_Short task_. Below are some entries. Copy each line that holds the string "Output".

## Begin Provided data

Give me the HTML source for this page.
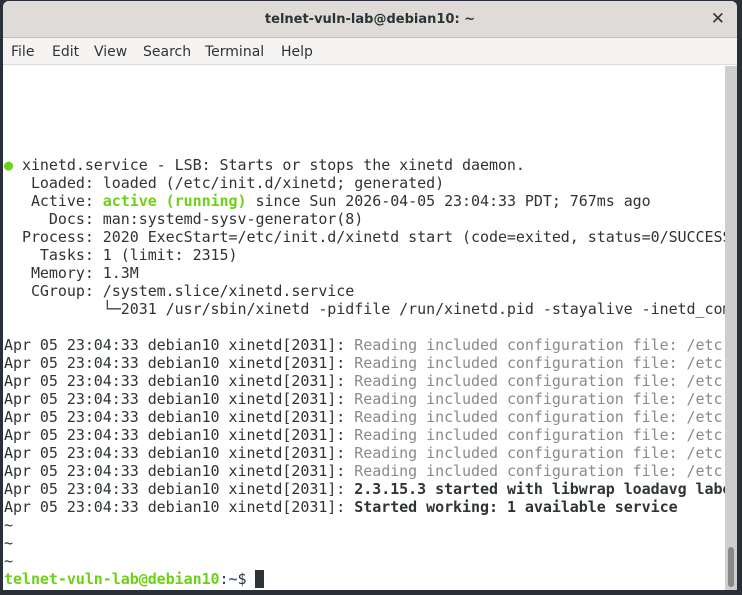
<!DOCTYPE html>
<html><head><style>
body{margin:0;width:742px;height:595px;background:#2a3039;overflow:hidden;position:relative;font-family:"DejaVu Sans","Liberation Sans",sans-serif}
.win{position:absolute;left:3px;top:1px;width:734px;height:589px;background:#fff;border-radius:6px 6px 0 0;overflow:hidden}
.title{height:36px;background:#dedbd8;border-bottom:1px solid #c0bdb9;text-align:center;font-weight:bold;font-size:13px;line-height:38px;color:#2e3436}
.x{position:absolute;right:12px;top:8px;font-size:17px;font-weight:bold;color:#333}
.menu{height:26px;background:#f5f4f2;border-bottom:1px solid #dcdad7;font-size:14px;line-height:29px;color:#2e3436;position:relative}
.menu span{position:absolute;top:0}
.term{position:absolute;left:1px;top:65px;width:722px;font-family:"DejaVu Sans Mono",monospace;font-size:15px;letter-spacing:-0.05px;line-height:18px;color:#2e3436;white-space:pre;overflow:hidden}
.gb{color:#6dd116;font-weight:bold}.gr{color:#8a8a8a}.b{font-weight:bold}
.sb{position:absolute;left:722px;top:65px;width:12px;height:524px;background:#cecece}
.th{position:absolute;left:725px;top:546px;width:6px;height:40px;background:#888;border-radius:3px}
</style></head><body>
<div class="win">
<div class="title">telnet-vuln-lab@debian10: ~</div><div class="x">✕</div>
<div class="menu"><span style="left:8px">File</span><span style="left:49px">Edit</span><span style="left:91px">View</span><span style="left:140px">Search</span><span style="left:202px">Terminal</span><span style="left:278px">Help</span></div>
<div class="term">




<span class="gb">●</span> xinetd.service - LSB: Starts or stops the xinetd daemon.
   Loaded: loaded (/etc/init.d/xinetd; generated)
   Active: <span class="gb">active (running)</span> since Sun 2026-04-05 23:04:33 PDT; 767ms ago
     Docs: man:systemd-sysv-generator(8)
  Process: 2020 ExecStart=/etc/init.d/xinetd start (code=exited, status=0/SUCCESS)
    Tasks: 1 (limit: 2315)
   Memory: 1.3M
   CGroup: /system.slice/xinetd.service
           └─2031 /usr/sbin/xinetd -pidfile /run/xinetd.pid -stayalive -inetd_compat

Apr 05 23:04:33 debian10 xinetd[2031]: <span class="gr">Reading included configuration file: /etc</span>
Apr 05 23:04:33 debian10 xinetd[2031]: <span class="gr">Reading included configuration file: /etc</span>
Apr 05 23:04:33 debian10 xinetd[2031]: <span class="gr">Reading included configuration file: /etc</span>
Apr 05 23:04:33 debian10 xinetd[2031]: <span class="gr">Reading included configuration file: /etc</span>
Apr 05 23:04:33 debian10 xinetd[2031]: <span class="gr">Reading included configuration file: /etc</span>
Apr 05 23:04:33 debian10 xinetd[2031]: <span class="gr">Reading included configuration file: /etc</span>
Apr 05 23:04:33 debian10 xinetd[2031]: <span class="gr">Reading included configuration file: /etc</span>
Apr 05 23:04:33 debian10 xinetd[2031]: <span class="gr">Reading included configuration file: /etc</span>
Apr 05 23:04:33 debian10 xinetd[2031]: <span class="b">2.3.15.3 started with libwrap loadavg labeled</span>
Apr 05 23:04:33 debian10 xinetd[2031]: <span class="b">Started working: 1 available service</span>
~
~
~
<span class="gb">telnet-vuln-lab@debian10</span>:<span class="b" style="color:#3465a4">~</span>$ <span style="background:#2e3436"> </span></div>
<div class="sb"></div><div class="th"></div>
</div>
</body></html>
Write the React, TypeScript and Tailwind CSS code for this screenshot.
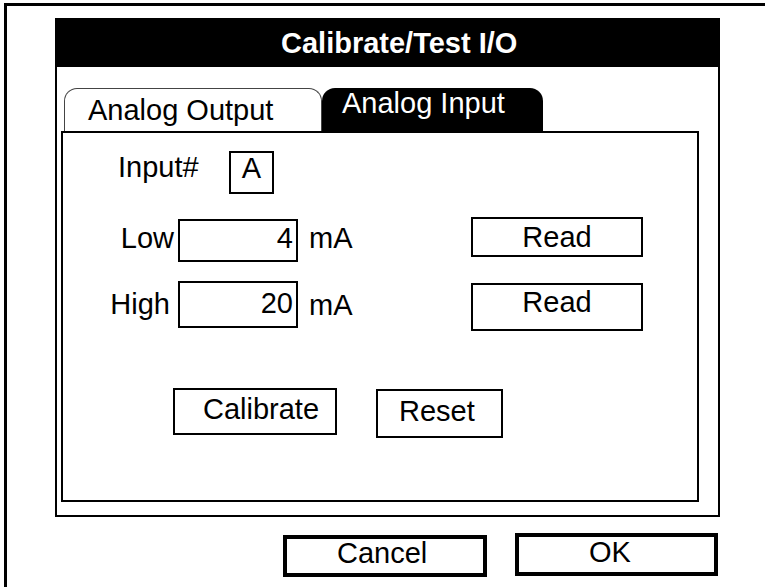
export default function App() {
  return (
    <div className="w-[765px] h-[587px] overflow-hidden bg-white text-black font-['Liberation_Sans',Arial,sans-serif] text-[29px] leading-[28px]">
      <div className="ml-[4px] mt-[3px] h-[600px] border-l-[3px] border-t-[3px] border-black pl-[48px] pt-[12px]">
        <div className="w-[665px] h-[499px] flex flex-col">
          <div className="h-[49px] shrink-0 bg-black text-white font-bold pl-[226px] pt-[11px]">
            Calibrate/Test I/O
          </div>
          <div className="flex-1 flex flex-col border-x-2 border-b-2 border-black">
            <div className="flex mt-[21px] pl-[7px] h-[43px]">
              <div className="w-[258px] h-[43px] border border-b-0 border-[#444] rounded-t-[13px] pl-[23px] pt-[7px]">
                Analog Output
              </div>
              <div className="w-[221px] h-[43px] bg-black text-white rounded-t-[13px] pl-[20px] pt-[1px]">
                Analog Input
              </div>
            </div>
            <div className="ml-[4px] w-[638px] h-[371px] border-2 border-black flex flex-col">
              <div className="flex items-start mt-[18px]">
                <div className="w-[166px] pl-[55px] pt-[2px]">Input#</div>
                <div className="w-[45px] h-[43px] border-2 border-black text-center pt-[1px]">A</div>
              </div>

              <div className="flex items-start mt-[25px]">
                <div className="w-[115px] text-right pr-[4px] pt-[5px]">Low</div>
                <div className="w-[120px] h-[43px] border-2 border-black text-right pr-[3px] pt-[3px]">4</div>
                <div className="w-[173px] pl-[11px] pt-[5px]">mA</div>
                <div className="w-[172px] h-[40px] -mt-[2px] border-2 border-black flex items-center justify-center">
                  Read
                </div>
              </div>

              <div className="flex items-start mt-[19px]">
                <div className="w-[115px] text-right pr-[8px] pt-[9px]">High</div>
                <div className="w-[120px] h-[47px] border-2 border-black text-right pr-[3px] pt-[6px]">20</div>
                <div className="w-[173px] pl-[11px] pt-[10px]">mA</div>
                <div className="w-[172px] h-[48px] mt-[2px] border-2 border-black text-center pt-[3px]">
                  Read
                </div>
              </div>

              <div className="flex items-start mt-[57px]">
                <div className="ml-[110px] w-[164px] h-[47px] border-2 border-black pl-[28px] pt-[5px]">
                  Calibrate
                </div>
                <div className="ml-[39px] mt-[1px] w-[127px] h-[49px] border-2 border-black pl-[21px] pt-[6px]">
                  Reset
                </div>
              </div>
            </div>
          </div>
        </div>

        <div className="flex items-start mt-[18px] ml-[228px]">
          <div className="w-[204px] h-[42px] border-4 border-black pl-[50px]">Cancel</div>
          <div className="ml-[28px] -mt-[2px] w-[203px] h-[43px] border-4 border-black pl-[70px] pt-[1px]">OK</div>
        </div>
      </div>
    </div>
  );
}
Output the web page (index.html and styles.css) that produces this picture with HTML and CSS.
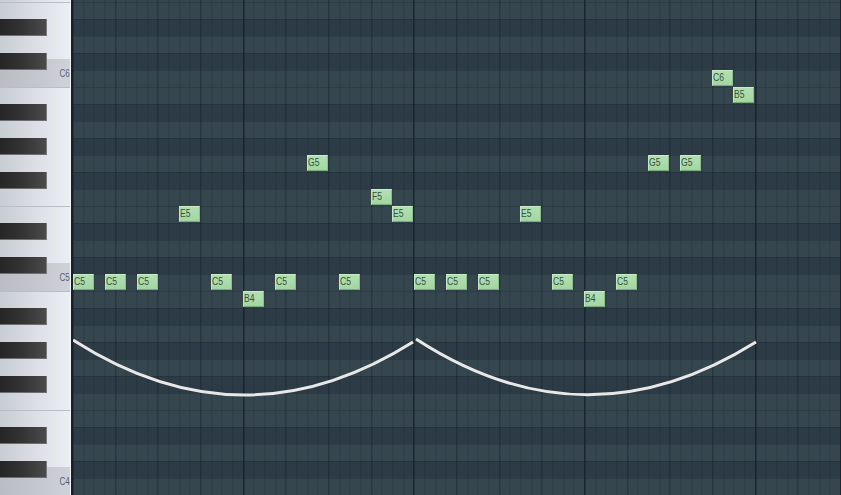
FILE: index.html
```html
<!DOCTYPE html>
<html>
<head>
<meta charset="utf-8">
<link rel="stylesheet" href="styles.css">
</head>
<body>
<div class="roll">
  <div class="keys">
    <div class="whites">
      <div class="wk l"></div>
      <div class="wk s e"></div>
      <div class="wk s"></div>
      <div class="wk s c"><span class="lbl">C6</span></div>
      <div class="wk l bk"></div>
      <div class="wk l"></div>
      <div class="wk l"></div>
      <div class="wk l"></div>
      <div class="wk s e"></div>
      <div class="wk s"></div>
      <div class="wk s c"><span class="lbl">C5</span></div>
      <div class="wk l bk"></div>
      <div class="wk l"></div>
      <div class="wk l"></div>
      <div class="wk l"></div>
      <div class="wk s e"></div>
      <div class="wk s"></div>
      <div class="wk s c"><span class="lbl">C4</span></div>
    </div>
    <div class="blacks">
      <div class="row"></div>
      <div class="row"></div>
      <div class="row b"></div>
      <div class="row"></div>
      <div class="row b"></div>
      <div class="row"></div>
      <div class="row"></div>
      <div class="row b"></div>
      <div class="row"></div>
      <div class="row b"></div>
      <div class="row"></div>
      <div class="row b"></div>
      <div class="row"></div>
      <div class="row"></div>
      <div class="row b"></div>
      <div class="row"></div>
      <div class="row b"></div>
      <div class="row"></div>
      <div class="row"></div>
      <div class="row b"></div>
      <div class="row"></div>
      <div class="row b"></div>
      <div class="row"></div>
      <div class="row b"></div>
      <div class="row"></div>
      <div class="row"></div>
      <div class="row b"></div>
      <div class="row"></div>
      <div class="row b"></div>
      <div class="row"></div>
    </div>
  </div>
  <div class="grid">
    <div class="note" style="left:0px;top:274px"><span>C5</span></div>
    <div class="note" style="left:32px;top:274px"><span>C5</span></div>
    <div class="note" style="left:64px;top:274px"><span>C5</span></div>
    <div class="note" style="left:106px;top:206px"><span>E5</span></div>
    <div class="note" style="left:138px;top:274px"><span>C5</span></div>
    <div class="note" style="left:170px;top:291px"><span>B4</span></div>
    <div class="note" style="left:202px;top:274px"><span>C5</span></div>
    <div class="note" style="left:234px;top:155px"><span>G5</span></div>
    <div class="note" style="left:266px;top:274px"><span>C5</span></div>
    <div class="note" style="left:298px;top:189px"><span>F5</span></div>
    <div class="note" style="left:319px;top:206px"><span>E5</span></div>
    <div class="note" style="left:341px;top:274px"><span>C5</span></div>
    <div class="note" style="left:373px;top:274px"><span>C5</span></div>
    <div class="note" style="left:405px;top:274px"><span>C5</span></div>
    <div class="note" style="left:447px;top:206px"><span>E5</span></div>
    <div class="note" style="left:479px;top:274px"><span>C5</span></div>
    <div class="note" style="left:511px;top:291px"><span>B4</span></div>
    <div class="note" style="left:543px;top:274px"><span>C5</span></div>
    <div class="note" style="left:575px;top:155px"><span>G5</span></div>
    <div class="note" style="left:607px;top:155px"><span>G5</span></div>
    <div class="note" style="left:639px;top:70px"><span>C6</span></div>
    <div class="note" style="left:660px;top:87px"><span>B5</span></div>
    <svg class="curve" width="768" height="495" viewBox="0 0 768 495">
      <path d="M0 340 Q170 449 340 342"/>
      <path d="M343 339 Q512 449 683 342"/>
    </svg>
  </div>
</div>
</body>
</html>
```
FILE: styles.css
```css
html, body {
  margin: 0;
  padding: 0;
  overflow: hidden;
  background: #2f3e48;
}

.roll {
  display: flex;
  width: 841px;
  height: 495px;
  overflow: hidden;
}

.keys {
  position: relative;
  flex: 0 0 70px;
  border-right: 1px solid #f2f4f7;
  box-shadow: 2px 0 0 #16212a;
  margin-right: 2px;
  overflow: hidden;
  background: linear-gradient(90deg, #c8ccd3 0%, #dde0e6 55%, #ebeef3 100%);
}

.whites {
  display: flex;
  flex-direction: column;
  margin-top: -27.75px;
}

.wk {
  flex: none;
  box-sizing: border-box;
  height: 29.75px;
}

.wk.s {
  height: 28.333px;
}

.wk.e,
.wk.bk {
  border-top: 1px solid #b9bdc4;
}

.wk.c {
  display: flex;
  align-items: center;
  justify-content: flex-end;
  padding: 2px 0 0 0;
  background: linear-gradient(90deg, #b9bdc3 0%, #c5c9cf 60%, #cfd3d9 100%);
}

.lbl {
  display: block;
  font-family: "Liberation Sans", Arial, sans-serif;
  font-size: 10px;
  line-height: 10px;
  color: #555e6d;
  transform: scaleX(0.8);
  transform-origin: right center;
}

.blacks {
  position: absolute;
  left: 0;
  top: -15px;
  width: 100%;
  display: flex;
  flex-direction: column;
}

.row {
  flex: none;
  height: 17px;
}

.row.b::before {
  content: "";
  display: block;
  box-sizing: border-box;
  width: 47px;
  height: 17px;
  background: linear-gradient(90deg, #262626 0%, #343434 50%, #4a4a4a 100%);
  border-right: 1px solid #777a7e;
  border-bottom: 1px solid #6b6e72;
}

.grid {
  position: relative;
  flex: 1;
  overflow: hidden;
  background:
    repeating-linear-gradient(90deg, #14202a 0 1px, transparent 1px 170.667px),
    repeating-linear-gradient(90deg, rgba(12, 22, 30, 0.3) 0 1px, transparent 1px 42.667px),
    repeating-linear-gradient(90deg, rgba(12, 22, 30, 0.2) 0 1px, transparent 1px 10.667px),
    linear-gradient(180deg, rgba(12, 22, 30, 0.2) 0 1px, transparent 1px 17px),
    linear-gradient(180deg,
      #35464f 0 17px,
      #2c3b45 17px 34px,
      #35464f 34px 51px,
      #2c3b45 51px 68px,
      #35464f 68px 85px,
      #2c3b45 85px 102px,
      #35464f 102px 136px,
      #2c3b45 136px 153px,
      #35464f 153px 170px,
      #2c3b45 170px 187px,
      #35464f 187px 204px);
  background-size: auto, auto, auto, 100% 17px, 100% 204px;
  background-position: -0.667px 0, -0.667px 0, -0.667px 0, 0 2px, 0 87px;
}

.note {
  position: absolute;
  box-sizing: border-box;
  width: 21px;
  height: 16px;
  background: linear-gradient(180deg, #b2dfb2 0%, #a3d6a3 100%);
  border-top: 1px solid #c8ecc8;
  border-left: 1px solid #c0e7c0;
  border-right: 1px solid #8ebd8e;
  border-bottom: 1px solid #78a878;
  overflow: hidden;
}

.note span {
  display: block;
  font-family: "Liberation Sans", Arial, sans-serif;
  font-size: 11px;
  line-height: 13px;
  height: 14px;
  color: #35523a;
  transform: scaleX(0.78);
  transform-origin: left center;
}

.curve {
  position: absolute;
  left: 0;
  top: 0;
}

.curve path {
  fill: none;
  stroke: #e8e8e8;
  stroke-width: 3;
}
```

## End Provided data

_Response_.
                Analog Output
Output the web page (index.html and styles.css) that produces this picture with HTML and CSS.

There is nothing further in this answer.